There has finally been a positive sign. In the Roberto Clemente Professional Baseball League, Castillo produced an .882 OPS in some 51 at bats. It’s earned him a rare piece of positive press from Rob Bradford on WEEI including some positive quotes from Alex Cora about a changed approach at the plate and some off-the-field differences that may have Castillo in a better place. It is, as Bradford suggests, the sort of thing that might at least make the Sox consider bumping him up over a Junior Lake should the time come.

But as with August of 2015, this seems more than a bit sketchy. Castillo’s .882 OPS comes with a lot of hits but no homers, and an OBP little removed from a sky-high batting average. And sure enough, come the postseason, Castillo is trending sharply downward, with four hits to five strikeouts in the first four games. When you add in that Castillo is playing among minor leaguers, many of whom are not even Triple-A quality, and doing so at age 29 with no excuse of youth or inexperience to fall back on, it all seems like another mirage.

It’s possible some of this is in Benintendi’s future, but likely only the part in the major leagues, if that. As with Bradley and Bogaerts, even if you’re producing in a sustainable way, it can take some time for the jump to the majors to catch up as advanced scouting and precise pitchers manage to expose any holes in your game. But outside of a couple bad weeks in 2014, Bradley was his usual promising self when he was playing in Pawtucket, and once he managed to figure some things out, was an All-Star in Boston. Technically Benintendi never did establish that solid base in Triple-A as Bradley did in 2013, but only because he was dominant enough in Double-A to earn a call-up to Boston. Castillo never had that to start, but his performance in Triple-A since hasn’t provided one since. If Benintendi ever sees Pawtucket outside of, say, a rehab stint (and hopefully not even that), there’s little reason to expect it will prove more of a challenge than his jump to Double-A, and every reason to believe he will be back in Boston before long.

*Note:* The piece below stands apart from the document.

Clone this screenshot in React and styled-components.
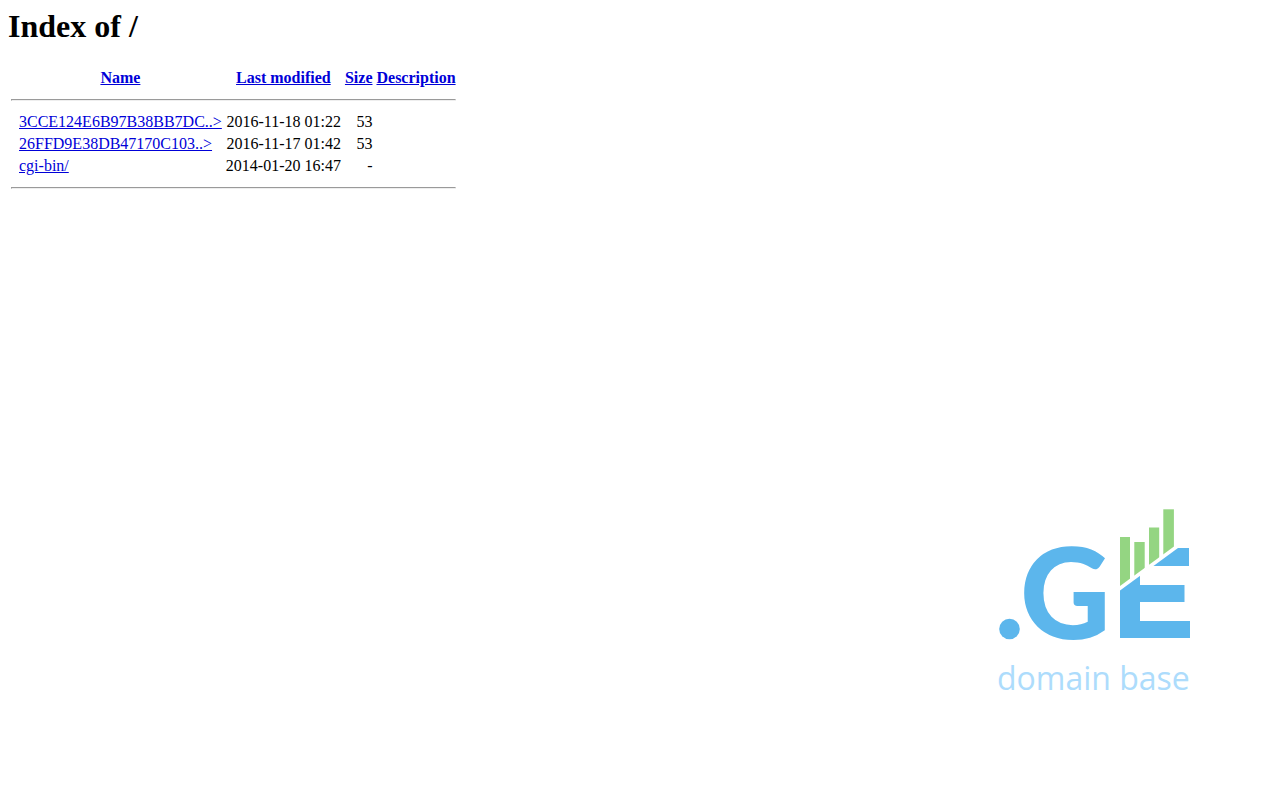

Still, in the unlikely event that Benintendi does endure such an awful Sophomore slump that the Red Sox decide he’s better off back down in Triple-A, with so little depth behind him, it might well be Rusney Castillo’s opportunity to try again. But without the positive signs we received from the likes of Jackie Bradley Jr. during his hiatus, it’s hard to imagine his second chance will go much better than his first.